The Hong Kong-listed developer also said that it was striving to help the government solve the city’s housing shortage problems.

The company has submitted a proposal to the Buildings Department to demolish and rebuild towers one and eight of the third phase of the development of its bestselling project in Tai Wai, said Adrian Cheng Chi-kong, executive vice-chairman and chief executive.

“After approval of the formal time to start work, an independent third-party team will monitor the process of demolition and rebuild,” Cheng said.

Adrian Cheng Chi-kong, executive vice-chairman and CEO of New World Development Management. Photo: Tory Ho
In early July, New World sent shock waves through the industry after it said it would tear down and rebuild two of the seven tower blocks under construction at the project above Tai Wai MTR station in the New Territories. The company said that this would set back the delivery schedule of phase three by nine months to March 2024. It also came up with compensation options and subsidies for affected buyers.

As of June 30, a total of 3,028 units in the project were sold, realising nearly HK$37.4 billion (US$4.8 billion) in sales proceeds, according to a filing to the Hong Kong stock exchange.

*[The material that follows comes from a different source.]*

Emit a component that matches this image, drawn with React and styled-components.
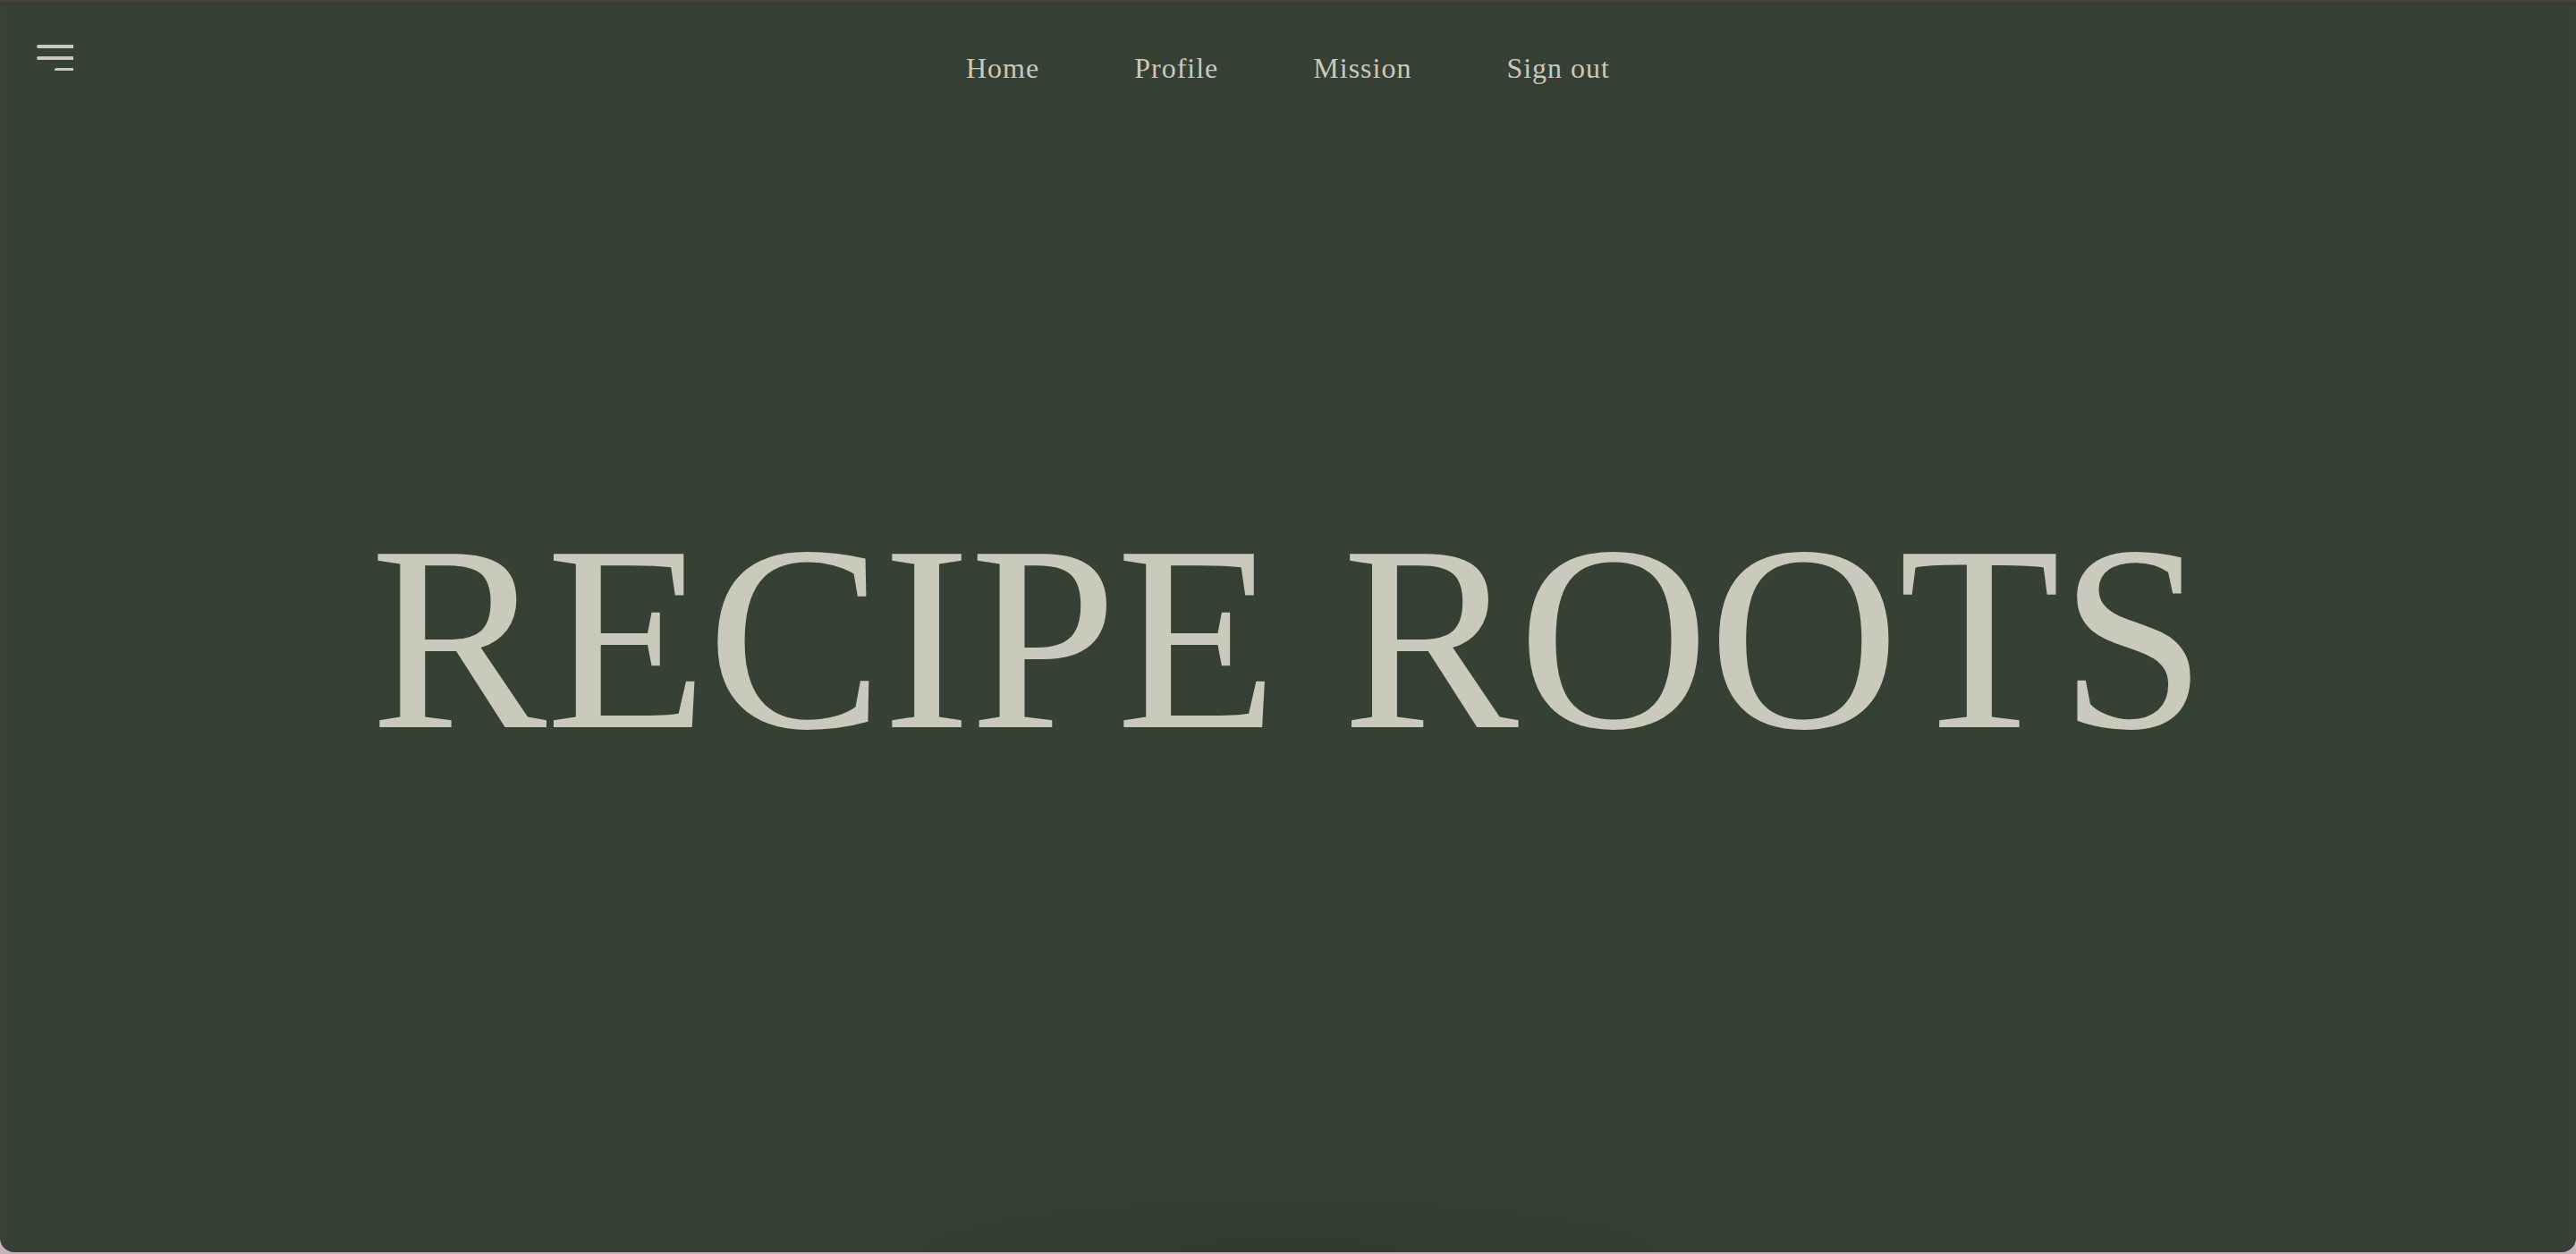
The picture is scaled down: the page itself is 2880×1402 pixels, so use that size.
import styled, { createGlobalStyle } from "styled-components";

const GlobalStyle = createGlobalStyle`
  html, body {
    margin: 0;
    padding: 0;
    background: #c8b3bb;
  }
  * {
    box-sizing: border-box;
  }
`;

const Page = styled.div`
  height: 1400px;
  display: flex;
  flex-direction: column;
  background-color: #364034;
  background-image: radial-gradient(
    ellipse 560px 80px at 50% 100%,
    rgba(30, 36, 28, 0.22),
    rgba(30, 36, 28, 0) 100%
  );
  border-top: 2px solid #4b403d;
  border-left: 1px solid #3e3f38;
  border-right: 1px solid #3e3f38;
  border-radius: 0 0 16px 16px;
  color: #c9c9bc;
  font-family: "Liberation Serif", "Times New Roman", serif;
`;

const Header = styled.header`
  height: 110px;
  display: grid;
  grid-template-columns: 1fr auto 1fr;
  align-items: start;
  padding: 45px 39px 0;
`;

const MenuButton = styled.button`
  all: unset;
  width: 42px;
  height: 32px;
  cursor: pointer;
  svg {
    display: block;
  }
`;

const Nav = styled.nav`
  display: flex;
  gap: 106px;
  margin-top: 13px;
`;

const NavLink = styled.a`
  font-size: 32px;
  line-height: 1;
  letter-spacing: 1px;
  color: #c9c9bc;
  text-decoration: none;
  cursor: pointer;
`;

const Hero = styled.main`
  flex: 1;
  display: flex;
  align-items: center;
  justify-content: center;
  padding-bottom: 87px;
`;

const Title = styled.h1`
  margin: 0;
  font-size: 296px;
  font-weight: 400;
  line-height: 1;
  letter-spacing: -1px;
  color: #c9c9bc;
  white-space: nowrap;
`;

const MenuIcon = () => (
  <svg width="42" height="32" viewBox="0 0 42 32" fill="none">
    <g stroke="#c9c9bc" strokeWidth="4" strokeLinecap="round">
      <line x1="3" y1="5" x2="41" y2="5" />
      <line x1="3" y1="18" x2="41" y2="18" />
      <line x1="23" y1="31" x2="41" y2="31" />
    </g>
  </svg>
);

const links = ["Home", "Profile", "Mission", "Sign out"];

export default function App() {
  return (
    <>
      <GlobalStyle />
      <Page>
        <Header>
          <MenuButton aria-label="Menu">
            <MenuIcon />
          </MenuButton>
          <Nav>
            {links.map((l) => (
              <NavLink key={l}>{l}</NavLink>
            ))}
          </Nav>
        </Header>
        <Hero>
          <Title>RECIPE ROOTS</Title>
        </Hero>
      </Page>
    </>
  );
}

So far, 48 buyers have cancelled deals, or about 5 per cent in phase 3 of the project, with the compensation totalling around HK$829 million, according to the Post’s calculations, based on data from the Register of Transactions.

Cheng disclosed that New World had submitted a plan for the Land ­Sharing Pilot Scheme to the government for preliminary review. The land sharing scheme will be used to enhance the development potential of private land currently constrained by inadequate ­infrastructure.

New World, which has donated four land parcels to four NGOs for building some 2,000 units of transitional housing, is discussing plans to donate two to three more parcels of land for the project, Cheng said.

Cheng also said that New World had not received any instruction from Beijing on alleviating the city’s housing problem. Earlier this month Reuters reported that Chinese officials had told Hong Kong’s powerful tycoons that they should help solve the city’s housing shortage.

New World’s contracted sales in Hong Kong amounted to about HK$42.4 billion, more than double its target of HK$20 billion for the financial year ended June.

New World Development’s commercial tower coming up at 888 Lai Chi Kok Road in Cheung Sha Wan. Photo: Handout

New World’s full-year underlying profit, which excludes changes in the valuation of properties, rose 5.9 per cent from a year ago to HK$6.98 billion. Net profit rose 6.9 per cent to HK$1.17 billion.

New World proposed a final dividend of HK$1.5 per share, 1.4 per cent higher compared with last year.

Separately, New World said that it sold three floors of a grade A commercial building under construction at 888 Lai Chi Kok Road in Cheung Sha Wan to a financial institution for nearly HK$1.2 billion. The building is expected to be ready in April next year.